• **What the exercise asks**:
Make an exact copy of the data below, leaving out every picture.

• **Supplied information**:
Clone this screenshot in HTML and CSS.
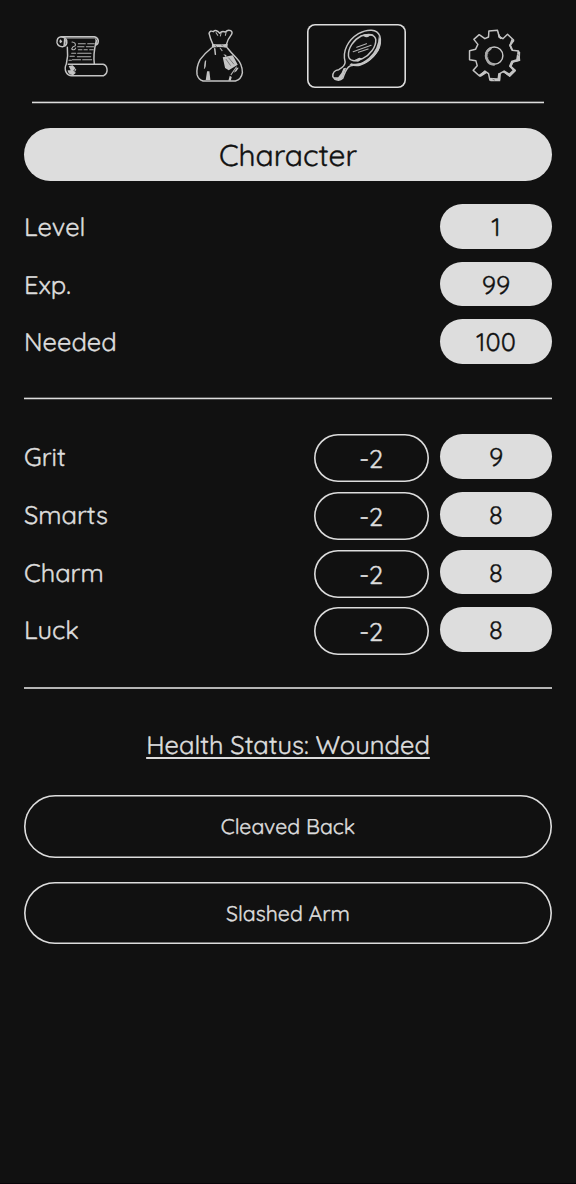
FILE: index.html
```
<!DOCTYPE html>
<html lang="en">
<head>
<meta charset="utf-8">
<title>Character</title>
<link rel="stylesheet" href="styles.css">
</head>
<body>
<main class="screen">
  <nav class="tabs">
    <a class="tab"><svg viewBox="-39 12 297.6 192">
      <path d="M48 50H148Q158 52 160 62Q160 72 153 75M153 66Q144 104 148 132M48 50Q35 52 36 68Q39 81 54 80Q68 76 65 61Q60 49 46 51M67 82Q70 106 64 132M64 132Q57 145 64 158Q69 167 80 167H176Q188 160 186 147Q184 135 174 133H70"/>
      <path class="thin" d="M58 54H150M81 66Q93 67 91 77Q82 79 80 87Q88 93 92 84M100 71H121M128 71H148M98 80H117M124 80H146M100 89H111M117 89H127M134 89H145M80 100H92M98 100H138M75 109H88M97 110H137M82 119H107M113 119H140M72 121H79M92 148Q84 143 82 153Q88 157 92 149"/>
      <path class="shade" d="M57 54L63 61L61 75L55 80M47 58Q40 63 46 70L52 65M71 138L83 136L91 144L84 154L93 158L84 166Q68 163 68 151L77 151ZM150 54L158 62L153 72"/>
    </svg></a>
    <a class="tab"><svg viewBox="-46.2 12 297.6 192">
      <path d="M82 72Q74 54 71 40Q74 30 84 35Q88 28 97 34L103 40Q109 31 120 36Q127 28 136 32Q144 37 136 47Q127 58 123 73M78 84Q60 98 44 119Q32 142 35 164Q39 179 53 183H150Q168 178 171 158Q171 132 153 114Q137 98 126 84M88 86L90 103"/>
      <path class="thin" d="M92 38L97 46M107 39L105 48M122 37L120 46M61 122L57 145M137 164L153 141M104 84L110 92"/>
      <path class="shade" d="M80 71Q102 75 127 71L126 84Q102 78 79 84ZM112 112L142 106L157 134L130 151L119 144Z"/>
      <path class="cut" d="M122 118L135 136M130 114L145 132M89 76L94 80M108 75L113 78"/>
      <path class="shade" d="M61 180L65 154L72 154L75 180ZM129 182L133 167L139 171L136 182ZM58 124L62 124L60 143L57 138ZM145 158L154 143L160 143L153 154ZM114 103L123 105L122 112Z"/>
    </svg></a>
    <a class="tab selected"><svg viewBox="21.6 18 297.6 192">
      <path d="M136 132C127 98 145 66 176 47C203 32 232 32 240 54C248 81 229 115 200 132C177 143 159 139 151 144C138 150 135 166 129 181C120 190 105 188 99 176C98 164 106 156 117 155C128 149 136 143 136 132Z"/>
      <path d="M146 114C144 90 162 65 184 54C208 46 226 50 228 65C229 87 211 111 188 122C166 133 148 129 146 114Z"/>
      <path class="thin" d="M171 88L200 77M160 101L214 82M176 103L205 93"/>
      <path class="shade" d="M237 54Q249 75 236 99Q214 132 180 144Q164 146 149 141L154 136Q180 143 207 119Q236 94 237 54ZM102 178L115 178L125 165L131 151L139 149L128 181Q114 194 102 178ZM181 53Q205 43 222 50L210 53Q201 62 192 55ZM160 128L178 119L188 121L175 131Z"/>
    </svg></a>
    <a class="tab"><svg viewBox="-45.6 12 297.6 192">
      <path d="M86 33L112 31L117 51L128 56L142 43L160 60L149 76L156 91L175 93L178 121L158 126L151 138L165 151L148 168L130 154L120 160L118 180L89 180L85 161L74 153L58 168L39 151L51 137L47 122L28 119V92L46 88L53 73L41 58L57 44L74 56L85 51Z"/>
      <circle cx="102" cy="107" r="26"/>
      <path d="M91 85Q70 99 82 121Q87 132 101 133" class="heavy"/>
      <path class="shade" d="M112 31L120 48L127 54L121 58L115 52ZM154 57L163 62L153 76L159 90L153 90L147 76ZM172 92L180 96L179 122L160 127L154 140L168 152L149 171L128 156L132 151L147 160L157 151L146 139L153 122L168 118ZM120 158V184L91 184L86 173L112 175L114 160ZM73 153L81 158L61 171L56 164Z"/>
      <path class="cut" d="M172 103L176 106M98 178L103 180M84 99L87 102M81 109L85 112"/>
    </svg></a>
  </nav>
  <div class="rule rule-top"></div>
  <h1 class="title"><span>Character</span></h1>
  <section class="rows">
    <div class="row"><span class="label">Level</span><b class="value">1</b></div>
    <div class="row"><span class="label">Exp.</span><b class="value">99</b></div>
    <div class="row"><span class="label">Needed</span><b class="value">100</b></div>
  </section>
  <div class="rule"></div>
  <section class="rows stats">
    <div class="row"><span class="label">Grit</span><b class="mod">-2</b><b class="value">9</b></div>
    <div class="row"><span class="label">Smarts</span><b class="mod">-2</b><b class="value">8</b></div>
    <div class="row"><span class="label">Charm</span><b class="mod">-2</b><b class="value">8</b></div>
    <div class="row"><span class="label">Luck</span><b class="mod">-2</b><b class="value">8</b></div>
  </section>
  <div class="rule rule-even"></div>
  <h2 class="health"><span>Health Status: Wounded</span></h2>
  <div class="wounds">
    <div class="wound">Cleaved Back</div>
    <div class="wound">Slashed Arm</div>
  </div>
</main>
</body>
</html>
```
FILE: styles.css
```
* { box-sizing: border-box; }
body { margin: 0; background: #111; color: #ddd; font: 400 25.5px/32px Quicksand, Lato, sans-serif; -webkit-text-stroke: .4px currentColor; text-rendering: geometricPrecision; }
.screen { height: 1184px; padding: 24px 24px 0; border-bottom: 1px solid #080408; overflow: hidden; }
.tabs { display: flex; gap: 38.4px; padding: 0 8px; height: 64px; }
.tab { flex: 1; height: 64px; border-radius: 8px; }
.selected { box-shadow: inset 0 0 0 1.6px #ddd; }
.tab svg { display: block; width: 100%; height: 64px; fill: none; stroke: #c4c4c4; stroke-width: 4.4; stroke-linecap: round; stroke-linejoin: round; }
.tab .thin { stroke-width: 3.2; stroke: #b0b0b0; }
.tab .heavy { stroke-width: 8; stroke: #aaa; }
.tab .shade { fill: #c4c4c4; stroke: none; }
.tab .cut { stroke: #555; stroke-width: 2; }
.rule { height: 3px; background: linear-gradient(#555 0 1px, #ddd 1px 2px, #444 2px); }
.rule-top { margin: 13px 8px 0; }
.rule-even { height: 2px; background: #b5b5b5; }
.title { margin: 24px 0 0; height: 52.8px; border-radius: 26.4px; background: #ddd; color: #111; font-size: 30px; line-height: 55px; font-weight: 400; text-align: center; }
.rows { display: flex; flex-direction: column; gap: 12.8px; margin: 23.2px 0 33px; }
.row { display: flex; align-items: flex-start; height: 44.8px; }
.label { flex: 1; line-height: 47px; }
.value { width: 112px; height: 44.8px; border-radius: 22.4px; background: #ddd; color: #111; font-weight: 400; line-height: 47px; text-align: center; }
.mod { width: 115.2px; height: 48px; margin-right: 11.2px; border-radius: 24px; box-shadow: inset 0 0 0 1.6px #ddd; font-weight: 400; line-height: 50px; text-align: center; }
.stats { margin: 34.4px 0 35px; }
.health { margin: 40px 0 0; font-size: 25.5px; line-height: 32px; font-weight: 400; text-align: center; text-decoration: underline; text-decoration-thickness: 2px; text-underline-offset: 3px; text-decoration-skip-ink: none; }
.wounds { display: flex; flex-direction: column; gap: 24px; margin-top: 34.2px; }
.wound { height: 62.4px; border-radius: 31.2px; box-shadow: inset 0 0 0 1.6px #ddd; font-size: 21.3px; line-height: 65px; text-align: center; }
```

• **The answer**:
Clone this screenshot in HTML and CSS.
FILE: index.html
```
<!DOCTYPE html>
<html lang="en">
<head>
<meta charset="utf-8">
<title>Character</title>
<link rel="stylesheet" href="styles.css">
</head>
<body>
<main class="screen">
  <nav class="tabs">
    <a class="tab"><svg viewBox="-39 12 297.6 192">
      <path d="M48 50H148Q158 52 160 62Q160 72 153 75M153 66Q144 104 148 132M48 50Q35 52 36 68Q39 81 54 80Q68 76 65 61Q60 49 46 51M67 82Q70 106 64 132M64 132Q57 145 64 158Q69 167 80 167H176Q188 160 186 147Q184 135 174 133H70"/>
      <path class="thin" d="M58 54H150M81 66Q93 67 91 77Q82 79 80 87Q88 93 92 84M100 71H121M128 71H148M98 80H117M124 80H146M100 89H111M117 89H127M134 89H145M80 100H92M98 100H138M75 109H88M97 110H137M82 119H107M113 119H140M72 121H79M92 148Q84 143 82 153Q88 157 92 149"/>
      <path class="shade" d="M57 54L63 61L61 75L55 80M47 58Q40 63 46 70L52 65M71 138L83 136L91 144L84 154L93 158L84 166Q68 163 68 151L77 151ZM150 54L158 62L153 72"/>
    </svg></a>
    <a class="tab"><svg viewBox="-46.2 12 297.6 192">
      <path d="M82 72Q74 54 71 40Q74 30 84 35Q88 28 97 34L103 40Q109 31 120 36Q127 28 136 32Q144 37 136 47Q127 58 123 73M78 84Q60 98 44 119Q32 142 35 164Q39 179 53 183H150Q168 178 171 158Q171 132 153 114Q137 98 126 84M88 86L90 103"/>
      <path class="thin" d="M92 38L97 46M107 39L105 48M122 37L120 46M61 122L57 145M137 164L153 141M104 84L110 92"/>
      <path class="shade" d="M80 71Q102 75 127 71L126 84Q102 78 79 84ZM112 112L142 106L157 134L130 151L119 144Z"/>
      <path class="cut" d="M122 118L135 136M130 114L145 132M89 76L94 80M108 75L113 78"/>
      <path class="shade" d="M61 180L65 154L72 154L75 180ZM129 182L133 167L139 171L136 182ZM58 124L62 124L60 143L57 138ZM145 158L154 143L160 143L153 154ZM114 103L123 105L122 112Z"/>
    </svg></a>
    <a class="tab selected"><svg viewBox="21.6 18 297.6 192">
      <path d="M136 132C127 98 145 66 176 47C203 32 232 32 240 54C248 81 229 115 200 132C177 143 159 139 151 144C138 150 135 166 129 181C120 190 105 188 99 176C98 164 106 156 117 155C128 149 136 143 136 132Z"/>
      <path d="M146 114C144 90 162 65 184 54C208 46 226 50 228 65C229 87 211 111 188 122C166 133 148 129 146 114Z"/>
      <path class="thin" d="M171 88L200 77M160 101L214 82M176 103L205 93"/>
      <path class="shade" d="M237 54Q249 75 236 99Q214 132 180 144Q164 146 149 141L154 136Q180 143 207 119Q236 94 237 54ZM102 178L115 178L125 165L131 151L139 149L128 181Q114 194 102 178ZM181 53Q205 43 222 50L210 53Q201 62 192 55ZM160 128L178 119L188 121L175 131Z"/>
    </svg></a>
    <a class="tab"><svg viewBox="-45.6 12 297.6 192">
      <path d="M86 33L112 31L117 51L128 56L142 43L160 60L149 76L156 91L175 93L178 121L158 126L151 138L165 151L148 168L130 154L120 160L118 180L89 180L85 161L74 153L58 168L39 151L51 137L47 122L28 119V92L46 88L53 73L41 58L57 44L74 56L85 51Z"/>
      <circle cx="102" cy="107" r="26"/>
      <path d="M91 85Q70 99 82 121Q87 132 101 133" class="heavy"/>
      <path class="shade" d="M112 31L120 48L127 54L121 58L115 52ZM154 57L163 62L153 76L159 90L153 90L147 76ZM172 92L180 96L179 122L160 127L154 140L168 152L149 171L128 156L132 151L147 160L157 151L146 139L153 122L168 118ZM120 158V184L91 184L86 173L112 175L114 160ZM73 153L81 158L61 171L56 164Z"/>
      <path class="cut" d="M172 103L176 106M98 178L103 180M84 99L87 102M81 109L85 112"/>
    </svg></a>
  </nav>
  <div class="rule rule-top"></div>
  <h1 class="title"><span>Character</span></h1>
  <section class="rows">
    <div class="row"><span class="label">Level</span><b class="value">1</b></div>
    <div class="row"><span class="label">Exp.</span><b class="value">99</b></div>
    <div class="row"><span class="label">Needed</span><b class="value">100</b></div>
  </section>
  <div class="rule"></div>
  <section class="rows stats">
    <div class="row"><span class="label">Grit</span><b class="mod">-2</b><b class="value">9</b></div>
    <div class="row"><span class="label">Smarts</span><b class="mod">-2</b><b class="value">8</b></div>
    <div class="row"><span class="label">Charm</span><b class="mod">-2</b><b class="value">8</b></div>
    <div class="row"><span class="label">Luck</span><b class="mod">-2</b><b class="value">8</b></div>
  </section>
  <div class="rule rule-even"></div>
  <h2 class="health"><span>Health Status: Wounded</span></h2>
  <div class="wounds">
    <div class="wound">Cleaved Back</div>
    <div class="wound">Slashed Arm</div>
  </div>
</main>
</body>
</html>
```
FILE: styles.css
```
* { box-sizing: border-box; }
body { margin: 0; background: #111; color: #ddd; font: 400 25.5px/32px Quicksand, Lato, sans-serif; -webkit-text-stroke: .4px currentColor; text-rendering: geometricPrecision; }
.screen { height: 1184px; padding: 24px 24px 0; border-bottom: 1px solid #080408; overflow: hidden; }
.tabs { display: flex; gap: 38.4px; padding: 0 8px; height: 64px; }
.tab { flex: 1; height: 64px; border-radius: 8px; }
.selected { box-shadow: inset 0 0 0 1.6px #ddd; }
.tab svg { display: block; width: 100%; height: 64px; fill: none; stroke: #c4c4c4; stroke-width: 4.4; stroke-linecap: round; stroke-linejoin: round; }
.tab .thin { stroke-width: 3.2; stroke: #b0b0b0; }
.tab .heavy { stroke-width: 8; stroke: #aaa; }
.tab .shade { fill: #c4c4c4; stroke: none; }
.tab .cut { stroke: #555; stroke-width: 2; }
.rule { height: 3px; background: linear-gradient(#555 0 1px, #ddd 1px 2px, #444 2px); }
.rule-top { margin: 13px 8px 0; }
.rule-even { height: 2px; background: #b5b5b5; }
.title { margin: 24px 0 0; height: 52.8px; border-radius: 26.4px; background: #ddd; color: #111; font-size: 30px; line-height: 55px; font-weight: 400; text-align: center; }
.rows { display: flex; flex-direction: column; gap: 12.8px; margin: 23.2px 0 33px; }
.row { display: flex; align-items: flex-start; height: 44.8px; }
.label { flex: 1; line-height: 47px; }
.value { width: 112px; height: 44.8px; border-radius: 22.4px; background: #ddd; color: #111; font-weight: 400; line-height: 47px; text-align: center; }
.mod { width: 115.2px; height: 48px; margin-right: 11.2px; border-radius: 24px; box-shadow: inset 0 0 0 1.6px #ddd; font-weight: 400; line-height: 50px; text-align: center; }
.stats { margin: 34.4px 0 35px; }
.health { margin: 40px 0 0; font-size: 25.5px; line-height: 32px; font-weight: 400; text-align: center; text-decoration: underline; text-decoration-thickness: 2px; text-underline-offset: 3px; text-decoration-skip-ink: none; }
.wounds { display: flex; flex-direction: column; gap: 24px; margin-top: 34.2px; }
.wound { height: 62.4px; border-radius: 31.2px; box-shadow: inset 0 0 0 1.6px #ddd; font-size: 21.3px; line-height: 65px; text-align: center; }
```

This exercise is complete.